H.F. Thiéfaine : « Géographie du vide » : une petite révolution musicale !
Après sept ans de silence discographique et quelques péripéties liées à la crise sanitaire, le poète Jurassien Hubert-Félix Thiéfaine revient avec 12 nouvelles pépites comme une renaissance et un nouveau départ musical.
Soulignons d’abord ce petit choc visuel sur la pochette où le buste ébréché de l’artiste apparaît illustrant les fêlures du chanteur.
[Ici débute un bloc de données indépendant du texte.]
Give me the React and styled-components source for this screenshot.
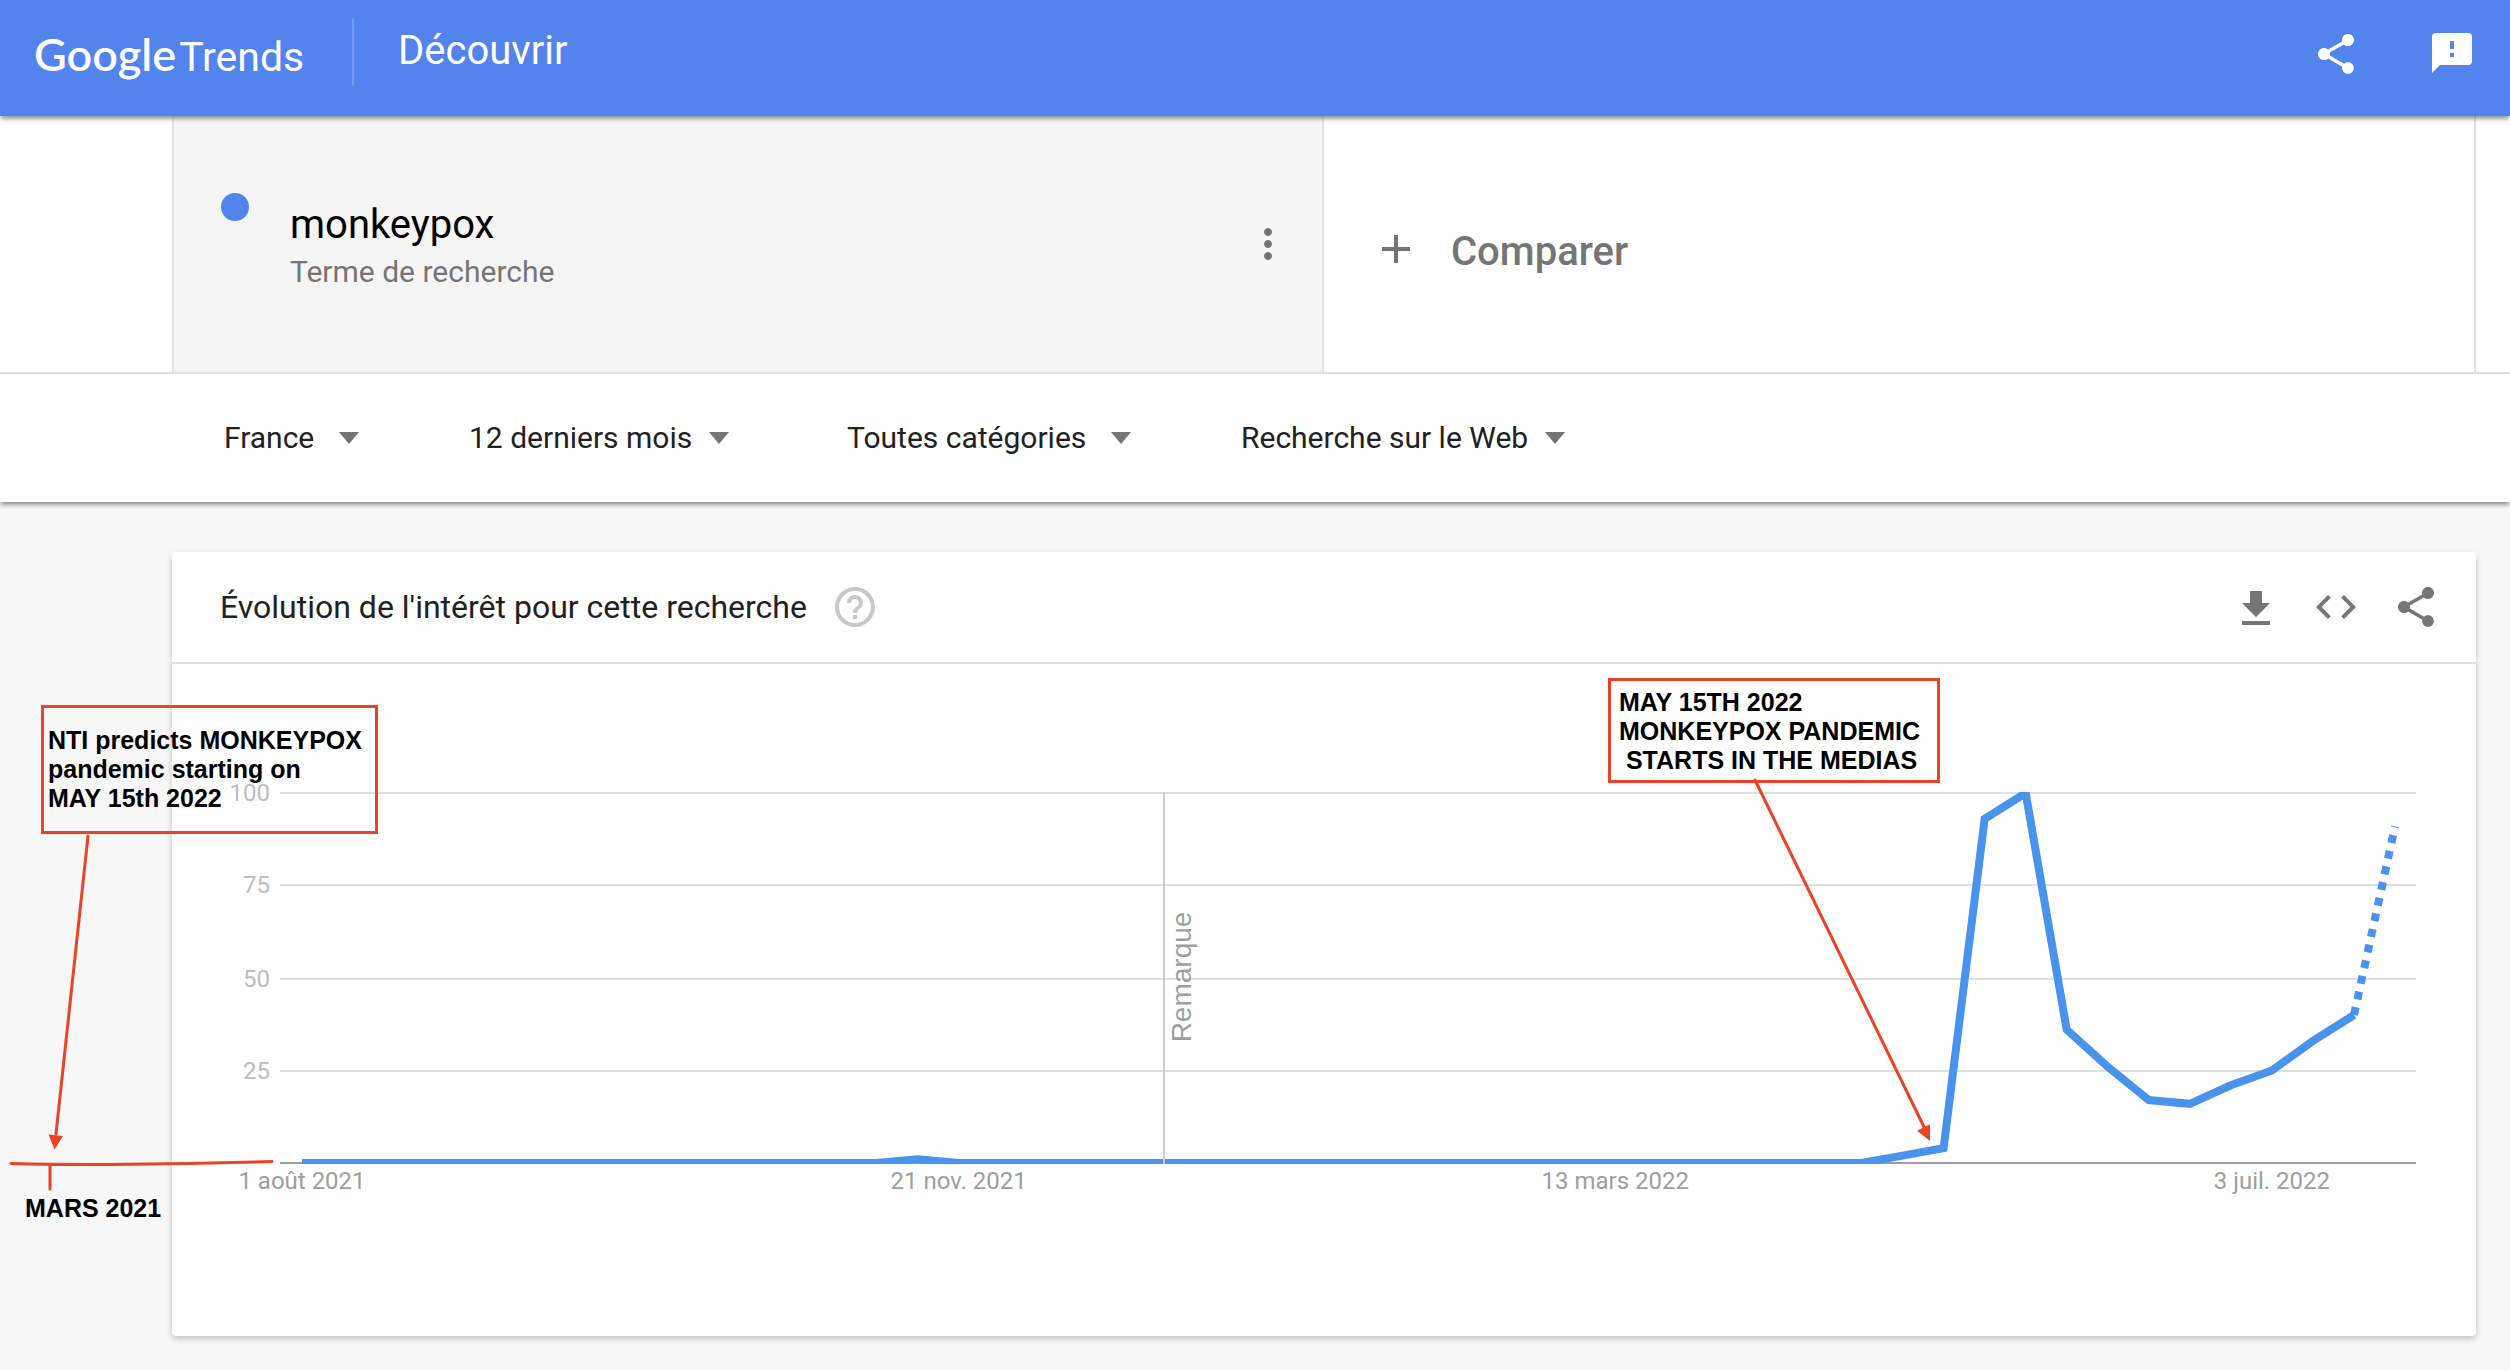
import React from "react";
import styled, { createGlobalStyle, css } from "styled-components";

const color = {
  brand: "#5383ec",
  series: "#4a93ec",
  ink: "#212121",
  muted: "#757575",
  line: "#e0e0e0",
  axis: "#9e9e9e",
  tick: "#bdbdbd",
  note: "#ec4226",
};

const GlobalStyle = createGlobalStyle`
  *, *::before, *::after { box-sizing: border-box; }
  body {
    margin: 0;
    background: #f7f7f7;
    color: ${color.ink};
    font-family: Roboto, "Liberation Sans", sans-serif;
    overflow-x: hidden;
  }
  button, select { font: inherit; color: inherit; }
`;

const raised = css`
  box-shadow: 0 4px 4px -1px rgba(0, 0, 0, 0.4);
`;

const Header = styled.header`
  ${raised}
  position: relative;
  z-index: 2;
  display: flex;
  align-items: flex-start;
  height: 116px;
  padding: 0 34px;
  background: ${color.brand};
  color: #fff;
`;

const Logo = styled.a`
  display: flex;
  align-items: baseline;
  gap: 3px;
  width: 318px;
  padding-top: 24px;
  color: inherit;
  text-decoration: none;
  line-height: 60px;
`;

const LogoGoogle = styled.span`
  font-family: Lato, "Liberation Sans", sans-serif;
  font-size: 45px;
  font-weight: 600;
`;

const LogoTrends = styled.span`
  font-size: 41px;
`;

const Section = styled.a`
  height: 66px;
  margin-top: 19px;
  padding-left: 44px;
  border-left: 2px solid rgba(255, 255, 255, 0.2);
  color: inherit;
  font-size: 40px;
  line-height: 64px;
  text-decoration: none;
`;

const HeaderActions = styled.div`
  display: flex;
  gap: 68px;
  margin-left: auto;
  padding-top: 30px;
`;

const IconButton = styled.button`
  display: flex;
  flex: none;
  padding: 0;
  border: 0;
  background: none;
  color: ${(p) => p.$color || color.muted};
  cursor: pointer;
`;

const Svg = styled.svg`
  display: block;
  width: 48px;
  height: 48px;
  fill: currentColor;
`;

const Terms = styled.section`
  padding: 0 34px 0 172px;
  border-bottom: 2px solid ${color.line};
  background: #fff;
`;

const TermGrid = styled.div`
  display: grid;
  grid-template-columns: 1fr 1fr;
  height: 256px;
`;

const Term = styled.div`
  display: flex;
  align-items: flex-start;
  padding: 77px 30px 0 47px;
  border: solid ${color.line};
  border-width: 0 2px;
  background: #f5f5f5;
`;

const Dot = styled.span`
  width: 28px;
  height: 28px;
  margin-right: 41px;
  border-radius: 50%;
  background: ${color.brand};
`;

const TermText = styled.div`
  flex: 1;
  padding-top: 7px;
`;

const TermName = styled.h1`
  margin: 0;
  color: #000;
  font-size: 40px;
  font-weight: 400;
  line-height: 50px;
`;

const TermKind = styled.p`
  margin: 0;
  color: ${color.muted};
  font-size: 30px;
  line-height: 43px;
`;

const MenuSlot = styled.div`
  padding-top: 27px;
`;

const Compare = styled.button`
  display: flex;
  align-items: center;
  gap: 31px;
  padding: 10px 46px 0 48px;
  border: 0;
  border-right: 2px solid ${color.line};
  background: none;
  color: ${color.muted};
  font-size: 40px;
  font-weight: 500;
  cursor: pointer;
`;

const CompareLabel = styled.span`
  padding-top: 4px;
`;

const Filters = styled.form`
  ${raised}
  position: relative;
  z-index: 1;
  display: flex;
  align-items: center;
  height: 128px;
  padding: 0 34px 0 224px;
  background: #fff;
`;

const Field = styled.label`
  position: relative;
  display: flex;
  align-items: center;
  margin-right: ${(p) => (p.$roomy ? 110 : 118)}px;
`;

const Select = styled.select`
  appearance: none;
  padding: 0 ${(p) => (p.$roomy ? 44 : 36)}px 0 0;
  border: 0;
  background: none;
  font-size: 30px;
  line-height: 40px;
  cursor: pointer;
`;

const Caret = styled.span`
  position: absolute;
  right: 0;
  border: solid transparent;
  border-width: 12px 10px 0;
  border-top-color: ${color.muted};
  pointer-events: none;
`;

const Main = styled.main`
  padding: 50px 34px 34px 172px;
`;

const Card = styled.section`
  border-radius: 4px;
  background: #fff;
  box-shadow: 0 3px 6px rgba(0, 0, 0, 0.2);
`;

const CardHeader = styled.div`
  display: flex;
  align-items: center;
  height: 112px;
  padding: 0 36px 0 48px;
  border-bottom: 2px solid ${color.line};
`;

const CardTitle = styled.h2`
  margin: 0 24px 0 0;
  font-size: 32px;
  font-weight: 400;
  line-height: 40px;
`;

const CardActions = styled.div`
  display: flex;
  gap: 32px;
  margin-left: auto;
`;

const ChartArea = styled.div`
  position: relative;
`;

const Chart = styled.svg`
  display: block;
  width: 100%;
  height: auto;
  overflow: visible;
`;

const TickText = styled.text`
  fill: ${(p) => p.$fill};
  font-family: Roboto, sans-serif;
  font-size: 24px;
`;

const RemarkText = styled.text`
  fill: ${color.axis};
  font-family: "Liberation Sans", sans-serif;
  font-size: 28px;
`;

const Note = styled.p`
  position: absolute;
  left: ${(p) => p.$x}px;
  top: ${(p) => p.$y}px;
  width: ${(p) => p.$w}px;
  margin: 0;
  padding: ${(p) => p.$pad};
  border: ${(p) => (p.$framed ? `3px solid ${color.note}` : 0)};
  color: #000;
  font-family: "Liberation Sans", sans-serif;
  font-size: 25px;
  font-weight: 700;
  line-height: 29px;
  white-space: pre;
`;

const icons = {
  share:
    "M18 16.08c-.76 0-1.44.3-1.96.77L8.91 12.7c.05-.23.09-.46.09-.7s-.04-.47-.09-.7l7.05-4.11c.54.5 1.25.81 2.04.81 1.66 0 3-1.34 3-3s-1.34-3-3-3-3 1.34-3 3c0 .24.04.47.09.7L8.04 9.81C7.5 9.31 6.79 9 6 9c-1.66 0-3 1.34-3 3s1.34 3 3 3c.79 0 1.5-.31 2.04-.81l7.12 4.16c-.05.21-.08.43-.08.65 0 1.61 1.31 2.92 2.92 2.92s2.92-1.31 2.92-2.92-1.31-2.92-2.92-2.92z",
  more: "M12 8c1.1 0 2-.9 2-2s-.9-2-2-2-2 .9-2 2 .9 2 2 2zm0 2c-1.1 0-2 .9-2 2s.9 2 2 2 2-.9 2-2-.9-2-2-2zm0 6c-1.1 0-2 .9-2 2s.9 2 2 2 2-.9 2-2-.9-2-2-2z",
  add: "M19 13h-6v6h-2v-6H5v-2h6V5h2v6h6v2z",
  help: "M11 18h2v-2h-2v2zm1-16C6.48 2 2 6.48 2 12s4.48 10 10 10 10-4.48 10-10S17.52 2 12 2zm0 18c-4.41 0-8-3.59-8-8s3.59-8 8-8 8 3.59 8 8-3.59 8-8 8zm0-14c-2.21 0-4 1.79-4 4h2c0-1.1.9-2 2-2s2 .9 2 2c0 2-3 1.75-3 5h2c0-2.25 3-2.5 3-5 0-2.21-1.79-4-4-4z",
  download: "M19 10h-4V4H9v6H5l7 7 7-7zM5 19v2h14v-2H5z",
  code: "M9.4 16.6L4.8 12l4.6-4.6L8 6l-6 6 6 6 1.4-1.4zm5.2 0l4.6-4.6-4.6-4.6L16 6l6 6-6 6-1.4-1.4z",
};

const Icon = ({ name }) => (
  <Svg viewBox="0 0 24 24" aria-hidden="true">
    <path d={icons[name]} />
  </Svg>
);

/* Speech bubble with a cut-out exclamation mark. */
const FeedbackIcon = () => (
  <Svg viewBox="0 0 48 48" aria-hidden="true">
    <path
      fillRule="evenodd"
      d="M8 3h32a4 4 0 0 1 4 4v24a4 4 0 0 1-4 4H12l-8 8V7a4 4 0 0 1 4-4zM22 11v8h4v-8zM22 23v4h4v-4z"
    />
  </Svg>
);

const filters = [
  { label: "Région", value: "France", roomy: true },
  { label: "Période", value: "12 derniers mois" },
  { label: "Catégorie", value: "Toutes catégories", roomy: true },
  { label: "Type de recherche", value: "Recherche sur le Web" },
];

const weeks = Array(52).fill(0);
weeks[15] = 1;
[2, 4, 93, 100, 36, 26, 17, 16, 21, 25, 33, 40, 91].forEach((v, i) => {
  weeks[39 + i] = v;
});

const plot = { left: 108, right: 2244, top: 128, bottom: 500 };
const xAt = (week) => 130 + week * 41.04;
const yAt = (value) => 499 - value * 3.7;
const points = (from, to) =>
  weeks
    .slice(from, to)
    .map((v, i) => `${xAt(from + i)},${yAt(v)}`)
    .join(" ");

const gridRows = [
  { value: 100, y: 129 },
  { value: 75, y: 221 },
  { value: 50, y: 315 },
  { value: 25, y: 407 },
];

const dates = [
  { week: 0, text: "1 août 2021" },
  { week: 16, text: "21 nov. 2021" },
  { week: 32, text: "13 mars 2022" },
  { week: 48, text: "3 juil. 2022" },
];

function InterestChart() {
  return (
    <Chart viewBox="0 0 2304 672" role="img" aria-label="Évolution de l'intérêt">
      <clipPath id="plot">
        <rect x={plot.left} y={plot.top} width={plot.right - plot.left} height={plot.bottom - plot.top} />
      </clipPath>
      {gridRows.map((row) => (
        <g key={row.value}>
          <line x1={plot.left} x2={plot.right} y1={row.y} y2={row.y} stroke={color.line} strokeWidth="2" />
          <TickText $fill={color.tick} x="98" y={row.y + 8} textAnchor="end">
            {row.value}
          </TickText>
        </g>
      ))}
      <line x1={plot.left} x2={plot.right} y1="499" y2="499" stroke={color.axis} strokeWidth="2" />
      <g clipPath="url(#plot)" fill="none" stroke={color.series} strokeWidth="8">
        <polyline points={points(0, 51)} />
        <polyline points={points(50, 52)} strokeDasharray="8 8" />
      </g>
      <line x1="992" x2="992" y1={plot.top} y2={plot.bottom} stroke="#cccccc" strokeWidth="2" />
      <RemarkText transform="translate(1019 313) rotate(-90)" textAnchor="middle">
        Remarque
      </RemarkText>
      {dates.map((d) => (
        <TickText key={d.text} $fill={color.axis} x={xAt(d.week)} y="525" textAnchor="middle">
          {d.text}
        </TickText>
      ))}
      <g stroke={color.note} strokeWidth="3" strokeLinecap="round" fill="none">
        <path d="M-84 172L-116 470M-161 499.500Q-60 502 100 497.500M-122 501V525M1583 116L1753 465" />
        <path d="M-123.500 470.500L-109 472L-117.500 485.500Z M1745 466.700L1758 460.300V477Z" fill={color.note} stroke="none" />
      </g>
    </Chart>
  );
}

export default function App() {
  return (
    <>
      <GlobalStyle />
      <Header>
        <Logo href="#" aria-label="Google Trends">
          <LogoGoogle>Google</LogoGoogle>
          <LogoTrends>Trends</LogoTrends>
        </Logo>
        <Section href="#">Découvrir</Section>
        <HeaderActions>
          <IconButton type="button" aria-label="Partager" $color="#fff">
            <Icon name="share" />
          </IconButton>
          <IconButton type="button" aria-label="Commentaires" $color="#fff">
            <FeedbackIcon />
          </IconButton>
        </HeaderActions>
      </Header>

      <Terms>
        <TermGrid>
          <Term>
            <Dot />
            <TermText>
              <TermName>monkeypox</TermName>
              <TermKind>Terme de recherche</TermKind>
            </TermText>
            <MenuSlot>
              <IconButton type="button" aria-label="Options">
                <Icon name="more" />
              </IconButton>
            </MenuSlot>
          </Term>
          <Compare type="button">
            <Icon name="add" />
            <CompareLabel>Comparer</CompareLabel>
          </Compare>
        </TermGrid>
      </Terms>

      <Filters>
        {filters.map((f) => (
          <Field key={f.label} $roomy={f.roomy}>
            <Select $roomy={f.roomy} aria-label={f.label}>
              <option>{f.value}</option>
            </Select>
            <Caret />
          </Field>
        ))}
      </Filters>

      <Main>
        <Card>
          <CardHeader>
            <CardTitle>Évolution de l'intérêt pour cette recherche</CardTitle>
            <IconButton type="button" aria-label="Aide" $color="#c8c8c8">
              <Icon name="help" />
            </IconButton>
            <CardActions>
              <IconButton type="button" aria-label="Télécharger">
                <Icon name="download" />
              </IconButton>
              <IconButton type="button" aria-label="Intégrer">
                <Icon name="code" />
              </IconButton>
              <IconButton type="button" aria-label="Partager le graphique">
                <Icon name="share" />
              </IconButton>
            </CardActions>
          </CardHeader>
          <ChartArea>
            <InterestChart />
            <Note $framed $x={-131} $y={41} $w={337} $pad="18px 4px">
              {"NTI predicts MONKEYPOX\npandemic starting on\nMAY 15th 2022"}
            </Note>
            <Note $framed $x={1436} $y={14} $w={332} $pad="7px 8px 5px">
              {"MAY 15TH 2022\nMONKEYPOX PANDEMIC\n STARTS IN THE MEDIAS"}
            </Note>
            <Note $x={-147} $y={530} $w={140} $pad="0">
              MARS 2021
            </Note>
          </ChartArea>
        </Card>
      </Main>
    </>
  );
}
Et puis dès le premier titre en ouverture, on comprend vite que la bande sonore rock blues des 80’s et 90’s laisse aujourd’hui place à une electro pop où mélodies et arrangements font figure de soleil hivernal au milieu de la production grisâtre des artistes de la jeune génération. Au fil des écoutes, on savoure cette écriture poétique fiévreuse dans la lignée des Lautréamont, Rimbaud, Léo Ferré qui épouse ces nouvelles mélodies pop. Cet alliage sonne résolument moderne. Le personnage semble aujourd’hui plus apaisé, mais Thiéfaine reste Thiéfaine, avec ces toiles sonores mélancolique, tout en clair obscur qui sont sa marque de fabrique depuis plus de 40 ans.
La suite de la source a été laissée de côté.